In an email to The Daily Iowan, Jorge Guerra, lecturer in the UI Latina/o/x Studies Program said — when discussing solidarity — it’s essential to note Latina/o/x is an umbrella term that represents a multitude of different cultures and beliefs. Those from Latin America may include people with a mix of African, European, and indigenous ancestry.

It’s important to acknowledge perspectives from Latinx supporters, advocates of the Black Lives Matter Movement, and those who object to it, Guerra said. Younger Latinx people who lean progressively tend to be more supportive of the Black Lives Matter movement.

“Latina/o/x millennials and Generation Z Latina/o/x peoples are some of the major voices confronting the racist biases and perceptions of Black/African American people within the Latina/o/x community,” Guerra said.

The Latina/o/x population who do not support the Black Lives Matter movement tend to be older and more traditional with moderate to conservative stances on racial issues, the lecturer added.

“If this group of Latina/o/x peoples are not supportive of Trump’s perspective on BLM, they are sympathetic to the images of cities and small businesses — especially immigrant-owned businesses — burning across their television screens and electronic devices,” Guerra said.

UI student Oscar Rodriguez had always been instructed by his parents to know what to say when confronted by the police or in an uncomfortable situation. For Rodriguez, growing up and learning how to deal with his identity was a cultural norm.

“Growing up in Iowa as a Latinx-identifying guy, I’ve never really felt safe,” he said. “Thinking about Iowa itself with a mostly white population, I’ve never felt safe.”
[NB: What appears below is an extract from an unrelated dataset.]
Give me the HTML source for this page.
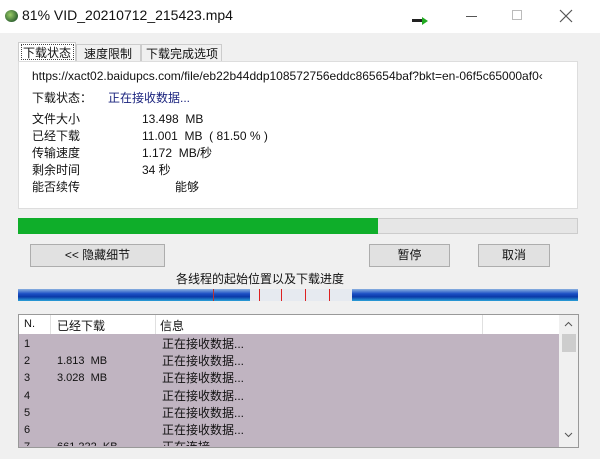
<!DOCTYPE html>
<html><head><meta charset="utf-8"><style>
*{margin:0;padding:0;box-sizing:border-box}
body{width:600px;height:459px;background:#f0f0f0;position:relative;overflow:hidden;font-family:"Liberation Sans","Noto Sans CJK SC",sans-serif;font-size:12px;color:#111}
.a{position:absolute;white-space:nowrap}
.btn{position:absolute;background:#e1e1e1;border:1px solid #adadad;text-align:center;font-size:12px}
</style></head><body>
<div class="a" style="left:0;top:0;width:600px;height:33px;background:#fff"></div>
<div class="a" style="left:5px;top:10px;width:13px;height:12px;border-radius:50%;background:radial-gradient(circle at 40% 40%,#9c6,#363 70%)"></div>
<div class="a" style="left:22px;top:7px;font-size:14px">81% VID_20210712_215423.mp4</div>
<div class="a" style="left:412px;top:19px;width:12px;height:3px;background:#222"></div>
<div class="a" style="left:422px;top:17px;width:0;height:0;border-left:6px solid #2a2;border-top:4px solid transparent;border-bottom:4px solid transparent"></div>
<div class="a" style="left:466px;top:16px;width:11px;height:1px;background:#555"></div>
<div class="a" style="left:512px;top:10px;width:10px;height:10px;border:1px solid #bbb"></div>
<svg class="a" style="left:559px;top:9px" width="14" height="14"><path d="M1 1L13 13M13 1L1 13" stroke="#555" stroke-width="1.2"/></svg>

<div class="a" style="left:18px;top:42px;width:58px;height:20px;background:#fff;border:1px solid #ccc;border-bottom:none"></div>
<div class="a" style="left:21px;top:44px;width:53px;height:16px;border:1px dotted #444"></div>
<div class="a" style="left:23px;top:44px;font-size:12px">下载状态</div>
<div class="a" style="left:76px;top:44px;width:65px;height:18px;border:1px solid #ccc;border-bottom:none"></div>
<div class="a" style="left:84px;top:45px">速度限制</div>
<div class="a" style="left:141px;top:44px;width:81px;height:18px;border:1px solid #ccc;border-bottom:none"></div>
<div class="a" style="left:146px;top:45px">下载完成选项</div>
<div class="a" style="left:18px;top:61px;width:560px;height:148px;background:#fff;border:1px solid #ddd"></div>
<div class="a" style="left:32px;top:69px;font-size:12px">https://xact02.baidupcs.com/file/eb22b44ddp108572756eddc865654baf?bkt=en-06f5c65000af0‹</div>
<div class="a" style="left:32px;top:89px">下载状态：</div>
<div class="a" style="left:108px;top:89px;color:#1a237e">正在接收数据...</div>
<div class="a" style="left:32px;top:111px;line-height:17px">文件大小<br>已经下载<br>传输速度<br>剩余时间<br>能否续传</div>
<div class="a" style="left:142px;top:111px;line-height:17px">13.498&nbsp; MB<br>11.001&nbsp; MB &nbsp;( 81.50 % )<br>1.172&nbsp; MB/秒<br>34 秒<br><span style="margin-left:33px">能够</span></div>

<div class="a" style="left:18px;top:218px;width:560px;height:16px;background:#e6e6e6;border:1px solid #ccc"></div>
<div class="a" style="left:18px;top:218px;width:360px;height:16px;background:#0fae2a"></div>

<div class="btn" style="left:30px;top:244px;width:135px;height:23px;line-height:21px">&lt;&lt; 隐藏细节</div>
<div class="btn" style="left:369px;top:244px;width:81px;height:23px;line-height:21px">暂停</div>
<div class="btn" style="left:478px;top:244px;width:72px;height:23px;line-height:21px">取消</div>
<div class="a" style="left:176px;top:270px">各线程的起始位置以及下载进度</div>
<div class="a" style="left:18px;top:289px;width:560px;height:12px;background:linear-gradient(#8ab0e0,#1b4fc4 40%,#0b3aa8 65%,#2aa0d8)"></div>
<div class="a" style="left:250px;top:289px;width:102px;height:12px;background:#e6eaf0"></div>
<div class="a" style="left:213px;top:289px;width:1px;height:12px;background:#b33"></div>
<div class="a" style="left:259px;top:289px;width:1px;height:12px;background:#d22"></div>
<div class="a" style="left:281px;top:289px;width:1px;height:12px;background:#d22"></div>
<div class="a" style="left:305px;top:289px;width:1px;height:12px;background:#d22"></div>
<div class="a" style="left:329px;top:289px;width:1px;height:12px;background:#d22"></div>

<div class="a" style="left:18px;top:314px;width:561px;height:134px;background:#c0b4c1;border:1px solid #999"></div>
<div class="a" style="left:19px;top:315px;width:540px;height:19px;background:#fff"></div>
<div class="a" style="left:50px;top:315px;width:1px;height:19px;background:#e0e0e0"></div>
<div class="a" style="left:155px;top:315px;width:1px;height:19px;background:#e0e0e0"></div>
<div class="a" style="left:482px;top:315px;width:1px;height:19px;background:#e0e0e0"></div>
<div class="a" style="left:24px;top:318px;font-size:11px">N.</div>
<div class="a" style="left:57px;top:317px">已经下载</div>
<div class="a" style="left:160px;top:317px">信息</div>
<div class="a" style="left:559px;top:315px;width:19px;height:132px;background:#f0f0f0"></div>
<div class="a" style="left:562px;top:334px;width:14px;height:18px;background:#cdcdcd"></div>
<svg class="a" style="left:564px;top:321px" width="9" height="6"><path d="M1 5L4.5 1.5L8 5" stroke="#555" fill="none"/></svg>
<svg class="a" style="left:564px;top:432px" width="9" height="6"><path d="M1 1L4.5 4.5L8 1" stroke="#555" fill="none"/></svg>
<div class="a" style="left:24px;top:336px;line-height:17.2px;font-size:11px;height:110px;overflow:hidden">1<br>2<br>3<br>4<br>5<br>6<br>7</div>
<div class="a" style="left:57px;top:336px;line-height:17.2px;font-size:11px;height:110px;overflow:hidden"><br>1.813&nbsp; MB<br>3.028&nbsp; MB<br><br><br><br>661.222&nbsp; KB</div>
<div class="a" style="left:162px;top:336px;line-height:17.2px;font-size:12px;height:110px;overflow:hidden">正在接收数据...<br>正在接收数据...<br>正在接收数据...<br>正在接收数据...<br>正在接收数据...<br>正在接收数据...<br>正在连接...</div>
</body></html>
For Rodriguez, the Black Lives Matter movement caught his eye in 2014 when 18-year-old Michael Brown was fatally shot by a white police officer in Ferguson, Missouri. Since then, Rodriguez has participated in various demostrations and calls for racial justice.

“No matter what I do, no matter who I become, no matter what I study, or whether I graduate with a degree or not — I am always going to be seen as this brown body by the police,” Rodriguez said.